Each of these approaches moves past the idea of individual leadership in formal positions to more dynamic, organizational views of leadership. Initial evidence indicates that these modes of teacher leadership are more conducive to school improvement than earlier ones. The approaches are also consistent with recent literature defining leadership as a social process aimed at a collective end. The first approach sees leadership in teachers’ efforts to develop new knowledge from inquiry in their schools and classrooms. Teacher research encompasses all forms of teacher inquiry that involve the systematic, intentional, and self-critical study of teaching. Advocates contend that teacher research provides useful knowledge for the larger educational community and challenges the predominance of university research. Moreover, teacher researchers tend to increase their sense of promoting change and become more reflective, critical, and analytical about their own teaching and the schooling practices around them. The literature examining teacher research reports positive outcomes. Collaborations among teachers to identify, research, and address school problems have been effective. Teacher research groups have developed school programs and policies. According to teachers, their research experience enhances their ability to promote school change, though they do not necessarily see themselves as leaders as they perform leadership tasks. Studies of teacher research indicate that collaboration between administrators and teachers on inquiry related to school improvement promotes a sense of individual and collective efficacy.

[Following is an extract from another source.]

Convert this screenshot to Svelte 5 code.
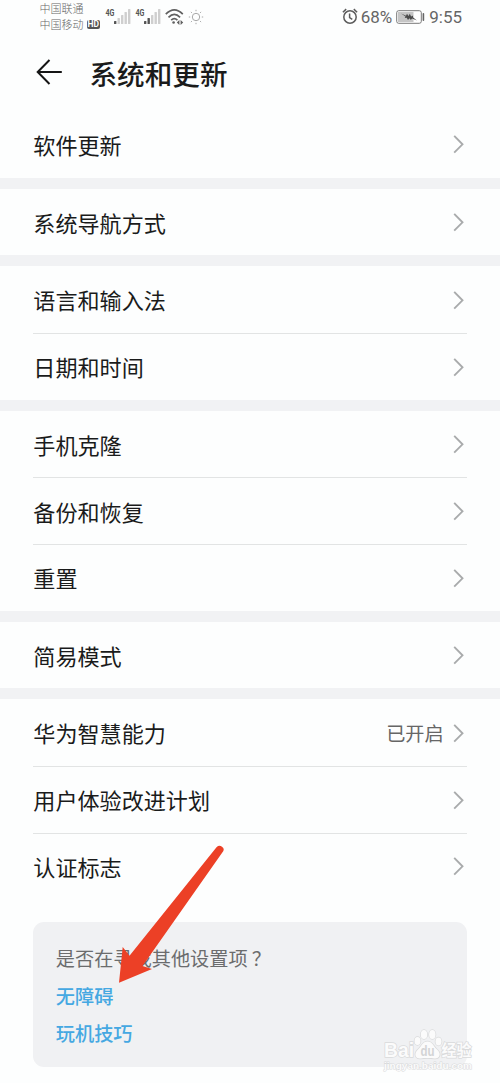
<script lang="ts">
  interface Item {
    label: string;
    value?: string;
  }

  // Each group is separated by a grey band
  const groups: Item[][] = [
    [{ label: '软件更新' }],
    [{ label: '系统导航方式' }],
    [{ label: '语言和输入法' }, { label: '日期和时间' }],
    [{ label: '手机克隆' }, { label: '备份和恢复' }, { label: '重置' }],
    [{ label: '简易模式' }],
    [
      { label: '华为智慧能力', value: '已开启' },
      { label: '用户体验改进计划' },
      { label: '认证标志' },
    ],
  ];

  const suggestions = ['无障碍', '玩机技巧'];
</script>

{#snippet signal(bars: number)}
  <svg class="signal" width="26" height="20" viewBox="0 0 26 20">
    <text x="0.5" y="10.5" textLength="9" lengthAdjust="spacingAndGlyphs">4G</text>
    {#each [3, 6, 9, 12, 15] as height, i}
      <rect
        x={9 + i * 3.5}
        y={19 - height}
        width="2.4"
        {height}
        rx="0.5"
        fill={i < bars ? '#555' : '#cfcfcf'}
      />
    {/each}
  </svg>
{/snippet}

<div class="screen">
  <div class="status-bar">
    <div class="carriers">
      <span>中国联通</span>
      <span class="carrier">中国移动 <b class="hd">HD</b></span>
    </div>
    <div class="network">
      {@render signal(1)}
      {@render signal(2)}
      <svg class="wifi" width="20" height="18" viewBox="0 0 20 18" fill="none" stroke="#606060" stroke-width="1.7">
        <path d="M.8 6.2Q9.3-2.4 17.8 6.2"></path>
        <path d="M3.5 9.3Q9.3 3.6 15.1 9.3"></path>
        <path d="M6.2 12.2Q9.3 9.2 12.4 12.2"></path>
        <circle cx="8.6" cy="14.5" r="1.3" fill="#606060" stroke="none"></circle>
        <path d="M14.400 12v5L11.800 14.500zM15.600 12v5l2.600-2.500z" fill="#606060" stroke="none"></path>
      </svg>
      <svg class="sun" width="16" height="16" viewBox="0 0 16 16" fill="none" stroke="#a8a8a8">
        <circle cx="8" cy="8" r="3.7"></circle>
        <path d="M8 .8v1.4M8 13.8v1.4M.8 8h1.4M13.8 8h1.4M2.9 2.9l1 1M12.1 12.1l1 1M2.9 13.1l1-1M12.1 3.9l1-1"></path>
      </svg>
    </div>
    <div class="system">
      <svg class="alarm" width="16" height="17" viewBox="0 0 16 17" fill="none" stroke="#5c5c5c" stroke-width="1.5">
        <circle cx="8" cy="9" r="6.2"></circle>
        <path d="M7.6 5.5v4l2.7 1.8M.9 4.2L4.2 1.1M11.8 1.1L15.1 4.2"></path>
      </svg>
      <span class="percent">68%</span>
      <svg class="battery" width="30" height="14" viewBox="0 0 30 14">
        <rect x=".7" y=".7" width="24.6" height="12.6" rx="2" fill="#fff" stroke="#777" stroke-width="1"></rect>
        <rect x="2" y="2" width="15.5" height="10" fill="#c5c5c5"></rect>
        <path d="M5 3.6l5 2.2 1-2 1.5 2.3 1.3-2.3 1.3 2.6 2-.8-.2 1.6 4 3.2-4.8-2-1.3 1.6-1.3-1.8-1.5 1.8-1.3-2.2-2 .2.8-1.5z" fill="#4b4b4b"></path>
        <rect x="26.6" y="3" width="1.6" height="8" rx=".8" fill="#666"></rect>
      </svg>
      <span class="clock">9:55</span>
    </div>
  </div>

  <header>
    <svg class="back" width="28" height="28" viewBox="0 0 28 28" fill="none" stroke="#151515" stroke-width="2">
      <path d="M26.8 14H3M14.5 2L2.7 14l11.8 12"></path>
    </svg>
    <h1>系统和更新</h1>
  </header>

  <main>
    {#each groups as group}
      <section>
        {#each group as item}
          <div class="row">
            <span class="label">{item.label}</span>
            {#if item.value}
              <span class="value">{item.value}</span>
            {/if}
            <svg class="chevron" width="11" height="20" viewBox="0 0 11 20" fill="none" stroke="#a9abac" stroke-width="1.9">
              <path d="M1.2 1.9L9.5 10.3 1.2 18.7"></path>
            </svg>
          </div>
        {/each}
      </section>
    {/each}
  </main>

  <aside>
    <p>是否在寻找其他设置项<span class="question">？</span></p>
    {#each suggestions as suggestion}
      <span class="link">{suggestion}</span>
    {/each}
  </aside>

  <svg class="pointer" width="110" height="142" viewBox="0 0 110 142">
    <path d="M4 137.7L7.7 102l6.8 8.7L101.5 2.2Q104.3-.3 107 1.8T108.2 6.2L27.5 121l9.5 3z" fill="#ec4026"></path>
  </svg>

  <svg class="watermark" width="104" height="50" viewBox="0 0 104 50">
    <g class="mark">
      <text x="4" y="29" font-size="20" textLength="30" lengthAdjust="spacingAndGlyphs">Bai</text>
      <ellipse cx="37.5" cy="13" rx="3" ry="4"></ellipse>
      <ellipse cx="44" cy="6.5" rx="3.2" ry="4.5"></ellipse>
      <ellipse cx="52.3" cy="6.5" rx="3.2" ry="4.5"></ellipse>
      <ellipse cx="58.5" cy="13.5" rx="3" ry="4"></ellipse>
      <path d="M47.5 13.5c5 0 6 5 9 7.5 6 5 2.5 10-2 9.5-4-.6-10-.6-14 0-5 .5-7.5-5-2-9.5 3-2.5 4-7.5 9-7.5z"></path>
      <text class="du" x="40.5" y="28" font-size="14" textLength="14" lengthAdjust="spacingAndGlyphs">du</text>
      <text x="61.5" y="28" font-size="15.5" textLength="30" lengthAdjust="spacingAndGlyphs">经验</text>
      <text class="url" x="4" y="41" font-size="9.5" textLength="88" lengthAdjust="spacingAndGlyphs">jingyan.baidu.com</text>
    </g>
  </svg>
</div>

<style>
  :global(body) {
    background: #fdfefe;
  }

  .screen {
    position: relative;
    box-sizing: border-box;
    width: 500px;
    height: 1083px;
    overflow: hidden;
    color: #1a1b1b;
    background: #fdfefe;
    font-family: 'Noto Sans CJK SC', sans-serif;
  }

  .status-bar {
    display: flex;
    box-sizing: border-box;
    height: 36px;
    padding: 1px 38px 0 39.5px;
    color: #666;
  }

  .carriers {
    display: flex;
    flex-direction: column;
    width: 65px;
    font-size: 11px;
    font-weight: 300;
    line-height: 15.5px;
  }

  .carrier {
    display: flex;
    align-items: center;
    gap: 3px;
  }

  .hd {
    padding: 0 1px;
    border-radius: 2px;
    color: #fff;
    background: #555;
    font-family: Roboto, sans-serif;
    font-size: 8.5px;
    font-weight: 700;
    line-height: 9px;
  }

  .network {
    display: flex;
    align-items: flex-start;
    gap: 4px;
    padding-top: 4px;
  }

  .signal text {
    fill: #555;
    font: 700 9.5px Roboto, sans-serif;
  }

  .wifi {
    margin-top: 3px;
  }

  .sun {
    margin-top: 4px;
    margin-left: -1px;
  }

  .system {
    display: flex;
    align-items: center;
    height: 31px;
    margin-left: auto;
    font-family: Roboto, sans-serif;
    font-size: 17px;
  }

  .percent {
    margin: 0 4px 0 3px;
  }

  .clock {
    margin-left: 3px;
  }

  header {
    display: flex;
    align-items: center;
    box-sizing: border-box;
    height: 75.1px;
    padding: 0 0 3px 35px;
  }

  h1 {
    margin: 2px 0 0 26.5px;
    font-size: 27.6px;
    font-weight: 500;
    line-height: 40px;
  }

  section + section {
    border-top: 11.11px solid #f1f2f4;
  }

  .row {
    display: flex;
    align-items: center;
    box-sizing: border-box;
    height: 66.67px;
    margin: 0 33.3px;
    padding-right: 3px;
  }

  .row + .row {
    border-top: 1px solid #e2e4e4;
  }

  .label {
    flex: 1;
    padding-bottom: 1px;
    font-size: 22.1px;
  }

  .value {
    margin-right: 9px;
    color: #666;
    font-size: 19.2px;
  }

  aside {
    display: flex;
    flex-direction: column;
    box-sizing: border-box;
    height: 145px;
    margin: 22.2px 33.3px 0;
    padding: 18.5px 22.5px;
    border-radius: 11px;
    background: #f0f1f3;
    font-size: 19.2px;
    line-height: 37.5px;
  }

  p {
    margin: 0;
    color: #6b6c6d;
  }

  .question {
    margin-left: 4px;
  }

  .link {
    color: #45a8e2;
    font-weight: 500;
  }

  .pointer {
    position: absolute;
    top: 845px;
    left: 115px;
  }

  .watermark {
    position: absolute;
    top: 1028px;
    left: 380px;
  }

  .mark {
    fill: #fbfbfb;
    stroke: #d9dadb;
    stroke-width: 1.5;
    paint-order: stroke;
    font-family: 'Liberation Sans', 'Noto Sans CJK SC', sans-serif;
    font-weight: 700;
  }

  .du {
    fill: #d3d4d5;
    stroke: none;
  }

  .url {
    stroke-width: 1;
  }
</style>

In the second approach, distributing leadership across roles influences school improvement. Attention in this approach shifts from individual roles to organizational tasks. Three related models of distributive leadership have recently emerged in the literature.

One model views leadership as the performance of key functions (for example, providing vision and encouragement, obtaining resources, monitoring improvement, and handling internal and external disturbances) rather than the fulfillment of formal roles. In this view, it is more important that work be done well than that a particular individual perform it. A study of elementary schools that introduced a new curriculum found that key functions were performed by numerous people, including administrators, teachers, and outside consultants. When people in different roles performed similar functions, the resulting complementary redundancy enhanced the effectiveness of the functions.

A second model describes leadership as an organization-wide resource of power and influence that occurs through interaction. One study found that individuals in different roles influenced different organizational outcomes. For example, principals and teachers influenced organizational commitment, while parent leadership affected student attendance and achievement. Another study concluded that total leadership influence, as an indicator of the distribution of influence across roles, was related positively to the effectiveness of school organization.

A third, task-oriented model sees leadership as the interaction of school leaders, followers, and situations. Leadership encompasses the practice of two or more leaders in their interactions with followers. Followers not only have an influence on leaders’ actions but also are an essential constituting element of the social interaction that is leadership activity. Moreover, situation both determines and is determined by leadership. Case studies show that leaders who work interdependently on tasks can contribute to effective performance more than any one leader can. School leadership is enhanced by the knowledge, skills, and commitment that teachers contribute. Teacher leadership adds value to administrative leadership in terms of influence on school improvement and student outcomes. Whether or not they occupy formal leadership positions, teachers can exert influence simply by participating in the social relationships that constitute school organizations.

The third approach stresses self-managed teams for promoting teacher collaboration, learning, and problem solving. These teams are commonly small task groups in which members have a common purpose, interdependent roles, and complementary skills. Schools may create teams to increase the responsibilities of teachers and to expand opportunities for self-direction. Teams of teachers may lead by promoting school improvement and by exerting normative influence over members who shape each other’s ideas and actions. This leadership can reduce the need for administrative control.

Research indicates that effective teams require contexts that support them through rewards, training, clear requirements, and lack of constraints. Teams also require strong internal leadership from teachers who are experienced with teams and strong external leadership from administrators who enhance team members’ sense of efficacy and autonomy. Thus supported, teams can accomplish particular tasks while they increase work motivation and job satisfaction. Teaming can reduce isolation and focus teachers’ work on student learning. Teachers in teams tend to address student problems earlier and be more proactive in changing classroom practice than colleagues not in teams. However, research has found the effects of teams on whole school improvement less encouraging, partly because teams can experience serious problems coordinating activities and reaching agreement on strategic issues at the organizational level. Though teams can promote rethinking and experimentation that can change practice, strong external leadership is needed to coordinate team work at the school level and to avoid organizational fragmentation.

These three approaches emphasize the importance of collective leadership aimed at developing school organization, curriculum, and instruction. School leadership should center on important functions, not simply people and positions, as a primary means of promoting school improvement. While we should develop collective leadership capacity, principals remain crucial to teacher leadership, since they know best how to support and manage new forms of leadership. These new forms are likely to be effective only if supported in their broader organizational contexts. School contexts that resist teacher leadership by allowing little time for its realization must be changed.